Полёты Cемёна Олеговича

Квартира как квартира, между прочим, не самая плохая и даже с кладовкой. Ну, не то чтобы с кладовкой — скорее, со встроенным шкафом, но очень достойных размеров. Не Бог весть каких, однако же вполне можно запихать много чего, и ещё место останется. В общем, вполне вместительный шкаф на несколько полок.

Там стояли пыльные стеклянные банки, множество пустых бутылок, ящик с инструментами, лежали старые тряпки, а внизу размещался обычно узел с грязным бельём. На полке между банками и ящиком хранился Семён Олегович.

Дверь кладовки категорически отказывалась закрываться («откуда у тебя только руки растут!»), и внутри всегда имел место унылый полумрак с запахом пыли и мышей, в который гармонично вплеталась прелая нота — нота грязного белья. Сквозь неплотно закрытую дверь до Семёна Олеговича доносился стук каблучков, а то и смех, и шепот, а то и звон бокалов и прекрасные напевы. Семён Олегович лежал на своей полке, слушал звуки и сочинял в уме пронзительные монологи о достоинстве и жестокости.

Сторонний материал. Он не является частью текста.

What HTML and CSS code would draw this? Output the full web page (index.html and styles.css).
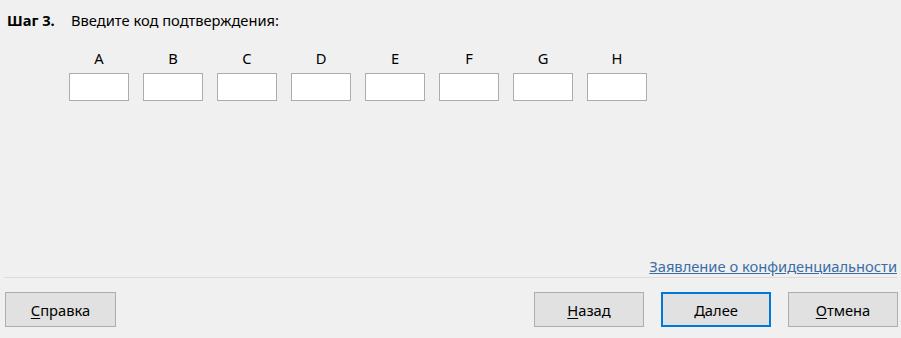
FILE: index.html
```html
<!DOCTYPE html>
<html lang="ru">
<head>
    <meta charset="UTF-8">
    <title>Шаг 3</title>
    <link rel="stylesheet" href="styles.css">
</head>
<body>
    <div class="wizard">
        <div class="step">
            <span class="step-num">Шаг 3.</span>
            <span class="step-text">Введите код подтверждения:</span>
        </div>

        <div class="codes">
            <div class="code"><label>A</label><input type="text"></div>
            <div class="code"><label>B</label><input type="text"></div>
            <div class="code"><label>C</label><input type="text"></div>
            <div class="code"><label>D</label><input type="text"></div>
            <div class="code"><label>E</label><input type="text"></div>
            <div class="code"><label>F</label><input type="text"></div>
            <div class="code"><label>G</label><input type="text"></div>
            <div class="code"><label>H</label><input type="text"></div>
        </div>

        <div class="privacy">
            <a href="#">Заявление о конфиденциальности</a>
        </div>
        <div class="divider"></div>

        <div class="buttons">
            <button class="btn"><u>С</u>правка</button>
            <div class="spacer"></div>
            <button class="btn"><u>Н</u>азад</button>
            <button class="btn btn-default"><u>Д</u>алее</button>
            <button class="btn"><u>О</u>тмена</button>
        </div>
    </div>
</body>
</html>
```

FILE: styles.css
```css
body {
    margin: 0;
    background: #f0f0f0;
    font-family: "Noto Sans", "Open Sans", sans-serif;
    font-size: 14.7px;
    color: #000;
}

.wizard {
    height: 338px;
    display: flex;
    flex-direction: column;
    box-sizing: border-box;
}

.step {
    padding: 10px 0 0 7px;
    line-height: 20px;
    display: flex;
}

.step-num {
    font-weight: bold;
    width: 64px;
}

.codes {
    display: flex;
    gap: 14px;
    padding: 18px 0 0 69px;
}

.code {
    display: flex;
    flex-direction: column;
    align-items: center;
}

.code label {
    line-height: 20px;
    margin-bottom: 5px;
}

.code input {
    width: 60px;
    height: 28px;
    box-sizing: border-box;
    border: 1px solid #adadad;
    background: #fff;
    margin: 0;
    padding: 0 4px;
    outline: none;
}

.privacy {
    margin-top: auto;
    display: flex;
    justify-content: flex-end;
    padding-right: 4px;
    line-height: 20px;
}

.privacy a {
    color: #3a6ea5;
    text-decoration: underline;
}

.divider {
    height: 1px;
    background: #dcdcdc;
    margin: 1px 4px 14px 4px;
}

.buttons {
    display: flex;
    gap: 17px;
    padding: 0 3px 11px 5px;
}

.spacer {
    flex: 1;
}

.btn {
    width: 110px;
    height: 35px;
    box-sizing: border-box;
    background: #e1e1e1;
    border: 1px solid #adadad;
    font-family: inherit;
    font-size: 14.7px;
    color: #000;
    padding: 0;
}

.btn:first-child {
    width: 111px;
}

.btn u {
    text-underline-offset: 2px;
}

.btn-default {
    border: 2px solid #0078d7;
}
```
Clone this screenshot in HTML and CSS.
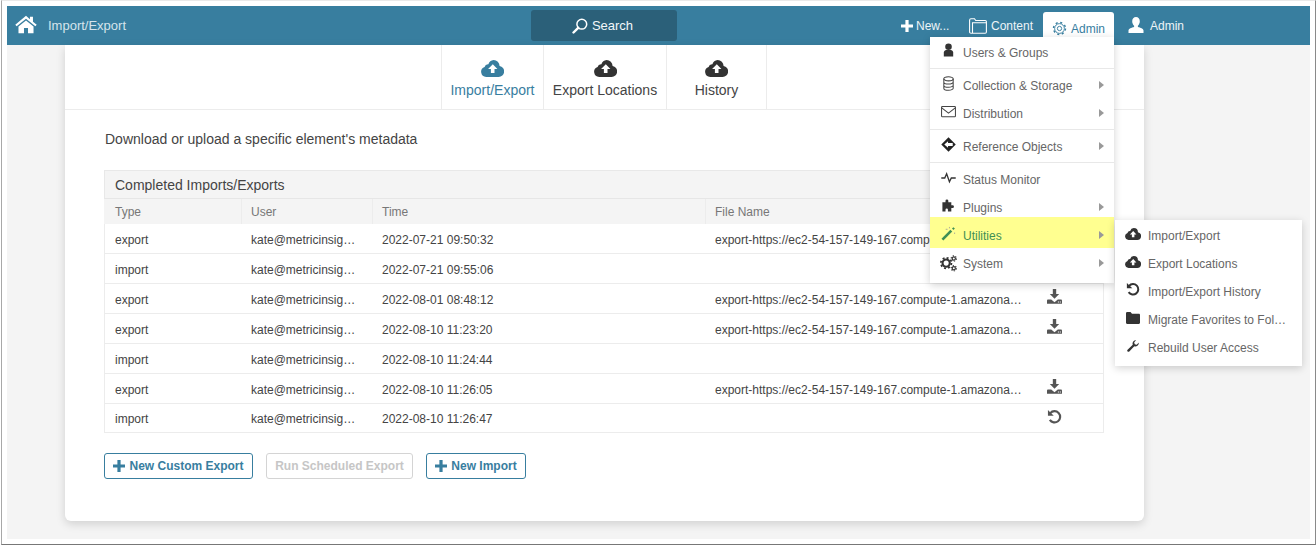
FILE: index.html
```html
<!DOCTYPE html>
<html lang="en">
<head>
<meta charset="utf-8">
<title>Import/Export</title>
<link rel="stylesheet" href="styles.css">
</head>
<body>
<svg class="defs" width="0" height="0" aria-hidden="true">
  <defs>
    <symbol id="cloud" viewBox="0 0 23 17">
      <path fill="currentColor" d="M5.2 17A5.2 5.2 0 0 1 3.6 6.9 3.6 3.6 0 0 1 7.4 4.2 6 6 0 0 1 12.6 0a6 6 0 0 1 6 5.900A5.600 5.600 0 0 1 17.600 17z"/>
      <path fill="#fff" d="M11.800 4.200l4.600 4.900h-2.900V13H9.900v-3.900H7.100z"/>
    </symbol>
    <symbol id="download" viewBox="0 0 16 16">
      <path fill="currentColor" d="M6.200 0h3.600v5.400H13L8 10.400 3 5.400h3.200z"/>
      <path fill="currentColor" fill-rule="evenodd" d="M0 15.800V12.400c0-.7.5-1.200 1.200-1.200H4.500L8 14l3.500-2.800h3.300c.7 0 1.200.5 1.200 1.200v3.400zM11.600 13.200v1.200h1.200v-1.200zM13.600 13.200v1.200h1.200v-1.200z"/>
    </symbol>
    <symbol id="undo" viewBox="0 0 16 16">
      <path fill="none" stroke="currentColor" stroke-width="2.300" d="M3.500 4.400A6 6 0 1 1 3 11.600"/>
      <path fill="currentColor" d="M1 1l6.200 6.200H1z"/>
    </symbol>
    <symbol id="plus" viewBox="0 0 12 12">
      <path fill="currentColor" d="M4.400 0h3.200v4.400H12v3.200H7.600V12H4.400V7.600H0V4.400h4.400z"/>
    </symbol>
  </defs>
</svg>
<div class="frame">
  <div class="app">
    <header class="nav">
      <div class="nav-left">
        <svg class="i-home" viewBox="0 0 24 20"><path fill="#fff" d="M12 .5L.3 10.300l1.500 1.700L12 3.700 22.200 12l1.500-1.700L19.600 7V1.500h-3.300v2.700z"/><path fill="#fff" d="M12 5.600L3.800 12.300V19.500h6V13.900h4.400V19.500h6V12.300z"/></svg>
        <span class="nav-title">Import/Export</span>
      </div>
      <button class="search" type="button">
        <svg class="i-search" viewBox="0 0 16 16"><circle cx="9.800" cy="6.200" r="4.900" fill="none" stroke="#fff" stroke-width="1.500"/><path d="M6.200 9.800L1.500 14.500" stroke="#fff" stroke-width="2.400" stroke-linecap="round"/></svg>
        <span>Search</span>
      </button>
      <nav class="nav-right">
        <a class="nav-item new"><svg class="i-plus"><use href="#plus"/></svg>New...</a>
        <a class="nav-item content"><svg class="i-folder-o" viewBox="0 0 18 16"><path fill="none" stroke="#fff" stroke-width="1.100" d="M.6 14V2.200C.6 1.300 1.200.8 2 .8h3.500l1.200 1.700h9.500c.7 0 1.200.5 1.200 1.200V14c0 .7-.5 1.200-1.200 1.200H2c-.8 0-1.400-.5-1.400-1.200zM3.500 15V4.800h14"/></svg>Content</a>
        <a class="nav-item admin-tab"><svg class="i-gear" viewBox="0 0 16 16"><circle cx="8" cy="8" r="5.200" fill="none" stroke="currentColor" stroke-width="1"/><circle cx="8" cy="8" r="6.400" fill="none" stroke="currentColor" stroke-width="1.500" stroke-dasharray="2.200 2.830"/><circle cx="8" cy="8" r="2.300" fill="none" stroke="currentColor" stroke-width="1"/></svg>Admin</a>
        <a class="nav-item user"><svg class="i-user" viewBox="0 0 16 16"><path fill="#fff" d="M8 0c2.300 0 3.800 1.800 3.800 4.200 0 1.900-.9 3.600-1.900 4.500v1.200c2.500.8 5.600 1.500 5.600 3.700V16H.5v-2.400c0-2.200 3.100-2.900 5.600-3.700V8.700C5.100 7.800 4.200 6.100 4.200 4.200 4.200 1.800 5.700 0 8 0z"/></svg>Admin</a>
      </nav>
    </header>

    <main class="card">
      <div class="tabs">
        <a class="tab tab-active"><svg class="i-cloud-lg"><use href="#cloud"/></svg><span>Import/Export</span></a>
        <a class="tab tab-locations"><svg class="i-cloud-lg"><use href="#cloud"/></svg><span>Export Locations</span></a>
        <a class="tab tab-history"><svg class="i-cloud-lg"><use href="#cloud"/></svg><span>History</span></a>
      </div>
      <div class="body">
        <p class="lead">Download or upload a specific element's metadata</p>
        <section class="panel">
          <h2 class="panel-title">Completed Imports/Exports</h2>
          <table class="grid">
            <thead>
              <tr><th class="c-type">Type</th><th class="c-user">User</th><th class="c-time">Time</th><th class="c-file">File Name</th><th class="c-act"></th></tr>
            </thead>
            <tbody>
              <tr><td>export</td><td>kate@metricinsights.com</td><td>2022-07-21 09:50:32</td><td>export-https://ec2-54-157-149-167.compute-1.amazonaws.com-2022.xml</td><td class="act"><svg class="i-act"><use href="#download"/></svg></td></tr>
              <tr><td>import</td><td>kate@metricinsights.com</td><td>2022-07-21 09:55:06</td><td></td><td class="act"></td></tr>
              <tr><td>export</td><td>kate@metricinsights.com</td><td>2022-08-01 08:48:12</td><td>export-https://ec2-54-157-149-167.compute-1.amazonaws.com-2022.xml</td><td class="act"><svg class="i-act"><use href="#download"/></svg></td></tr>
              <tr><td>export</td><td>kate@metricinsights.com</td><td>2022-08-10 11:23:20</td><td>export-https://ec2-54-157-149-167.compute-1.amazonaws.com-2022.xml</td><td class="act"><svg class="i-act"><use href="#download"/></svg></td></tr>
              <tr><td>import</td><td>kate@metricinsights.com</td><td>2022-08-10 11:24:44</td><td></td><td class="act"></td></tr>
              <tr><td>export</td><td>kate@metricinsights.com</td><td>2022-08-10 11:26:05</td><td>export-https://ec2-54-157-149-167.compute-1.amazonaws.com-2022.xml</td><td class="act"><svg class="i-act"><use href="#download"/></svg></td></tr>
              <tr class="row-last"><td>import</td><td>kate@metricinsights.com</td><td>2022-08-10 11:26:47</td><td></td><td class="act"><svg class="i-act"><use href="#undo"/></svg></td></tr>
            </tbody>
          </table>
        </section>
        <div class="actions">
          <button class="btn btn-custom" type="button"><svg class="i-btn"><use href="#plus"/></svg>New Custom Export</button>
          <button class="btn btn-off" type="button">Run Scheduled Export</button>
          <button class="btn btn-import" type="button"><svg class="i-btn"><use href="#plus"/></svg>New Import</button>
        </div>
      </div>
    </main>

    <div class="menu">
      <a class="mi"><svg class="mi-ic" viewBox="0 0 16 16"><circle cx="8" cy="4" r="3.500" fill="#333"/><path fill="#333" d="M3 14.500V10c0-1.500 1.500-2.500 2.500-2.500h5c1 0 2.500 1 2.500 2.500v4.500z"/></svg>Users &amp; Groups</a>
      <div class="sep"></div>
      <a class="mi"><svg class="mi-ic" viewBox="0 0 16 16"><g fill="none" stroke="#444" stroke-width="1.100"><ellipse cx="8" cy="3" rx="5" ry="2.200"/><path d="M3 3v10c0 1.200 2.200 2.200 5 2.200s5-1 5-2.200V3M3 6.400c0 1.200 2.200 2.200 5 2.200s5-1 5-2.200M3 9.800c0 1.200 2.200 2.200 5 2.200s5-1 5-2.200"/></g></svg>Collection &amp; Storage<i class="caret"></i></a>
      <a class="mi"><svg class="mi-ic" viewBox="0 0 16 14"><g fill="none" stroke="#444" stroke-width="1.100"><rect x=".6" y="1.600" width="14.800" height="11" rx=".8"/><path d="M.8 3.200L8 8.800l7.200-5.600"/></g></svg>Distribution<i class="caret"></i></a>
      <div class="sep"></div>
      <a class="mi"><svg class="mi-ic" viewBox="0 0 16 16"><path fill="#222" d="M8 .3L15.700 8 8 15.700.3 8z"/><path fill="#fff" d="M8.500 4.500L12.500 8l-4 3.500V9.500H3.500v-3h5z" transform="matrix(-1 0 0 1 16 0)"/></svg>Reference Objects<i class="caret"></i></a>
      <div class="sep"></div>
      <a class="mi"><svg class="mi-ic" viewBox="0 0 16 16"><path fill="none" stroke="#333" stroke-width="1.400" d="M.3 8.500H4l2-4.500 3 8.500 2-4h4.700"/></svg>Status Monitor</a>
      <a class="mi"><svg class="mi-ic" viewBox="0 0 16 16"><path fill="#333" d="M1.500 4.500h3.300V3a1.500 1.500 0 0 1 3 0v1.500h3.200v3.200h1.300a1.500 1.500 0 0 1 0 3h-1.300v3.800H7.400v-2a1.300 1.300 0 0 0-2.600 0v2H1.500z"/></svg>Plugins<i class="caret"></i></a>
      <a class="mi mi-hl"><svg class="mi-ic" viewBox="0 0 16 16"><path d="M1.500 14.500L11 5" stroke="#3f8f55" stroke-width="2.800"/><path d="M12.500 3.500l1.500-1.500" stroke="#3f8f55" stroke-width="2.200"/><path d="M5 3.500h2M9 1v1.500M14.500 7v1.500" stroke="#aa9" stroke-width="1"/></svg>Utilities<i class="caret"></i></a>
      <a class="mi"><svg class="mi-ic mi-ic-gears" viewBox="0 0 16 16"><circle cx="5.800" cy="7.600" r="3.400" fill="none" stroke="#333" stroke-width="2"/><circle cx="5.800" cy="7.600" r="5" fill="none" stroke="#333" stroke-width="1.600" stroke-dasharray="1.900 2"/><circle cx="13" cy="3.300" r="1.500" fill="none" stroke="#333" stroke-width="1.100"/><circle cx="13" cy="3.300" r="2.500" fill="none" stroke="#333" stroke-width="1" stroke-dasharray="1.200 1.400"/><circle cx="13" cy="12.500" r="1.500" fill="none" stroke="#333" stroke-width="1.100"/><circle cx="13" cy="12.500" r="2.500" fill="none" stroke="#333" stroke-width="1" stroke-dasharray="1.200 1.400"/></svg>System<i class="caret"></i></a>
    </div>

    <div class="submenu">
      <a class="si"><svg class="si-ic"><use href="#cloud"/></svg>Import/Export</a>
      <a class="si"><svg class="si-ic"><use href="#cloud"/></svg>Export Locations</a>
      <a class="si"><svg class="si-ic si-undo"><use href="#undo"/></svg>Import/Export History</a>
      <a class="si"><svg class="si-ic" viewBox="0 0 14 12"><path fill="#333" d="M0 10.800V1.300C0 .6.500 0 1.200 0h3.300L6 1.800h6.800c.7 0 1.200.5 1.200 1.200v7.800c0 .7-.5 1.200-1.200 1.200H1.200C.5 12 0 11.500 0 10.800z"/></svg><span class="si-text">Migrate Favorites to Folders and Subfolders</span></a>
      <a class="si"><svg class="si-ic" viewBox="0 0 14 14"><path fill="#333" d="M13.800 3.300a4 4 0 0 1-5.300 3.900L2.700 13.300a1.300 1.300 0 0 1-2-2l6-5.800A4 4 0 0 1 10.700.2L8.400 2.600l.6 2.300 2.300.6 2.300-2.300z"/></svg>Rebuild User Access</a>
    </div>
  </div>
</div>
</body>
</html>
```

FILE: styles.css
```css
* { box-sizing: border-box; }
html, body { margin: 0; padding: 0; background: #fff; height: 547px; overflow: hidden; }
body { font-family: "Liberation Sans", Arial, sans-serif; font-size: 12px; color: #444; }
.defs { position: absolute; }
a { color: inherit; text-decoration: none; }

.frame {
  height: 545px;
  margin: 0 0 2px 1px;
  padding: 5px 5px 4px;
  border-top: 1px solid #e9e9e9;
  border-left: 1px solid #a8a8a8;
  border-right: 1px solid #8a8a8a;
  border-bottom: 1px solid #777;
}
.app { position: relative; height: 533px; background: #f4f4f4; overflow: hidden; }

/* top bar */
.nav { display: flex; align-items: center; height: 39px; background: #387e9f; color: #fff; }
.nav-left { display: flex; align-items: center; width: 524px; padding-left: 8px; }
.i-home { width: 22px; height: 19px; margin-top: -3px; }
.nav-title { margin-left: 11px; font-size: 13px; color: #d5e4ec; margin-top: -1px; }
.search {
  display: flex; align-items: center; justify-content: center; gap: 4px;
  width: 146px; height: 31px; padding: 0 3px 0 0;
  border: 0; border-radius: 3px; background: #2b6079; color: #f2f7fa;
  font: 13px "Liberation Sans", Arial, sans-serif;
}
.i-search { width: 16px; height: 16px; }
.nav-right { display: flex; align-items: flex-end; height: 39px; margin-left: 224px; font-size: 12px; }
.nav-item { display: flex; align-items: center; height: 39px; color: #edf4f7; }
.i-plus { width: 12px; height: 12px; margin-right: 3px; color: #fff; }
.new { width: 68px; }
.i-folder-o { width: 18px; height: 16px; margin-right: 4px; }
.content { width: 74px; }
.admin-tab {
  width: 71px; height: 33px; padding-left: 10px; margin-bottom: 0;
  background: #fff; color: #387e9f; border-radius: 3px 3px 0 0;
}
.i-gear { width: 15px; height: 15px; margin-right: 4px; margin-left: -1px; }
.user { margin-left: 14px; }
.i-user { width: 16px; height: 16px; margin-right: 6px; margin-top: -2px; }

/* card */
.card {
  width: 1079px; height: 476px; margin-left: 58px;
  background: #fff; border-radius: 0 0 6px 6px;
  box-shadow: 0 3px 10px rgba(0, 0, 0, .15);
}
.tabs { display: flex; height: 65px; padding-left: 376px; border-bottom: 1px solid #ececec; }
.tab {
  display: flex; flex-direction: column; align-items: center;
  padding-top: 15px; border-left: 1px solid #ececec;
  font-size: 14px; color: #444;
}
.tab .i-cloud-lg { width: 23px; height: 17px; color: #333; margin-bottom: 5px; }
.tab-active { width: 102px; color: #387e9f; }
.tab-active .i-cloud-lg { color: #387e9f; }
.tab-locations { width: 123px; }
.tab-history { width: 101px; border-right: 1px solid #ececec; }

.body { padding: 0 40px 0 39px; }
.lead { margin: 0; padding: 21px 0 0 1px; height: 60px; font-size: 14px; line-height: 16px; color: #444; }

.panel { width: 1000px; }
.panel-title {
  margin: 0; height: 29px; padding: 0 10px;
  font-size: 14px; font-weight: 400; line-height: 28px; color: #444;
  background: #f4f4f4; border: 1px solid #e8e8e8; border-bottom: 1px solid #e6e6e6;
}
.grid { width: 1000px; table-layout: fixed; border-collapse: separate; border-spacing: 0; font-size: 12px; }
.grid th {
  height: 25px; padding: 0 9px; text-align: left; font-weight: 400; color: #777;
  background: #f4f4f4; border-right: 1px solid #ececec;
}
.grid th:first-child { padding-left: 11px; }
.grid th.c-file { padding-left: 9px; }
.grid td {
  height: 30px; padding: 2px 15px 0 9px; white-space: nowrap; overflow: hidden; text-overflow: ellipsis;
  color: #444; border-bottom: 1px solid #ececec;
}
.grid tbody tr td:first-child { border-left: 1px solid #ececec; padding-left: 10px; }
.grid tbody tr td:last-child { border-right: 1px solid #ececec; }
.grid .row-last td { height: 29px; }
.c-type { width: 138px; }
.c-user { width: 131px; }
.c-time { width: 333px; }
.c-file { width: 335px; }
.grid td.act { padding: 0 0 0 6px; color: #555; }
.i-act { display: block; width: 15px; height: 15px; margin-top: -4px; }

.actions { display: flex; gap: 13px; margin-top: 20px; }
.btn {
  display: flex; align-items: center; justify-content: center; height: 26px; padding: 0;
  background: #fff; border: 1px solid #387e9f; border-radius: 3px; color: #387e9f;
  font: 700 12px "Liberation Sans", Arial, sans-serif;
}
.i-btn { width: 12px; height: 12px; margin-right: 4px; }
.btn-custom { width: 149px; }
.btn-off { width: 147px; border-color: #d4d4d4; color: #c6c6c6; }
.btn-import { width: 100px; }

/* menus */
.menu, .submenu {
  position: absolute; background: #fff; font-size: 12px; color: #666;
  box-shadow: 0 2px 8px rgba(0, 0, 0, .18);
}
.menu { left: 923px; top: 31px; width: 184px; height: 246px; padding-top: 1px; }
.mi { position: relative; display: flex; align-items: center; height: 28px; padding: 2px 0 0 33px; }
.mi-ic { position: absolute; left: 11px; top: 5px; width: 15px; height: 15px; }
.mi-ic-gears { left: 10px; top: 6px; width: 17px; height: 17px; }
.sep { height: 1px; margin: 2px 0; background: #e8e8e8; }
.caret {
  position: absolute; right: 10px; top: 10px; width: 0; height: 0;
  border-left: 5px solid #999; border-top: 4.500px solid transparent; border-bottom: 4.500px solid transparent;
}
.mi-hl {
  color: #3f8f55;
  background: linear-gradient(#ffff90 27px, transparent 27px);
  box-shadow: 0 -4px 0 #ffff90;
}
.submenu { left: 1108px; top: 214px; width: 187px; height: 146px; padding: 1px 0 0; }
.si { position: relative; display: flex; align-items: center; height: 28px; padding: 2px 0 0 33px; }
.si-ic { position: absolute; left: 10px; top: 7px; width: 16px; height: 12px; color: #333; }
.si-undo { left: 11px; top: 5px; width: 14px; height: 14px; }
.si-text { width: 139px; overflow: hidden; white-space: nowrap; text-overflow: ellipsis; }
```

Время от времени приходила рыжеволосая женщина с серо-зелёными глазами и брала Семёна Олеговича для разных своих надобностей, как-то: забить им гвоздь, наклеить им обои, запустить Семёном Олеговичем в магазин за продуктами питания, а то и просто использовать по его природному мужскому предназначению. Попользовавшись, клала его обратно до следующей надобности или просто до утра.

По утрам она выхватывала Семёна Олеговича из его шкафа, наскоро стирала с него пыль и, широко размахнувшись (рыжие волосы разлетаются в стороны, серо-зелёные — о Боже! — глаза прищурены, ярко-красные губы раздвинуты в хищном оскале, обнажив убийственно белые естественные зубы), швыряла Семёна Олеговича на работу. Семён Олегович летел со свистом, стукался, рикошетил, сшибал препоны, а к вечеру, как бумеранг, возвращался обратно — в шкаф.

Так прошли какие-то годы — небольшие, но тоже нелишние. И вот однажды Семён Олегович, запущенный как обычно с утра во внешкафное пространство, после обеда столкнулся в своем полёте с непреодолимым препятствием. У препятствия были весьма симпатичные веснушки, натуральные белокурые волосы и широко распахнутые восторженные глаза. А поскольку на Семёна Олеговича до сих пор так никто ещё не смотрел, то всё решилось само собой. Обнаружилось, что Семён Олегович ещё мужчина ого-го! Что Семён Олегович ещё мужчина хоть куда: умен, обаятелен, да чего там — практически красив! Что его могут любить натуральные блондинки, а это, согласитесь, ведь не каждому дано.

В этот день Семён Олегович не вернулся из полёта. Не вернулся ни через неделю, ни через десять лет. Не вернулся в не самую плохую квартиру со встроенным шкафом, где пыль и полумрак, банки и бутылки, узел с грязным бельём и ящик с инструментами. Где между ящиком и банками давно уже хранилась та жестокая женщина — слушала звуки, кусала белы локти и извлекалась кем-то по мере его мужских надобностей.
Семён Олегович больше не летал (если тот кошмар можно назвать прекрасным словом «полёт»), но спокойно и с достоинством шел по жизни, отряхиваясь от встречных особ женского пола. В нагрудном кармане сидела счастливая натуральная блондинка, сидела и смотрела на своего хранителя с неувядаемым восторгом.

Они жили так долго и дружно, что Семён Олегович однажды умер. Такое, увы, рано или поздно случается со всеми, впрочем, только один раз. Семён же Олегович умер в весьма преклонных летах, в солидных жизненных обстоятельствах, окружённый женой, детьми и внуками. Причем, благодаря жене — прекрасной женщине! — умер легко и даже с нетерпением.
Он умер, и душа его, естественно, отлетела, как совершенно справедливо утверждает современная наука. Но если бы можно было наблюдать сам процесс отлёта души из её земного футляра, то тогда бы перед врачами предстало зрелище весьма поучительное. Они бы увидели, как из груди Семёна Олеговича вышло светло-розовое облачко, вышло и сгустилось до четкого образа, и образ этот — рыжеволосой женщины с серо-зелёными глазами — кружился над Семёном Олеговичем все дни, отпущенные душе до её окончательного отлета.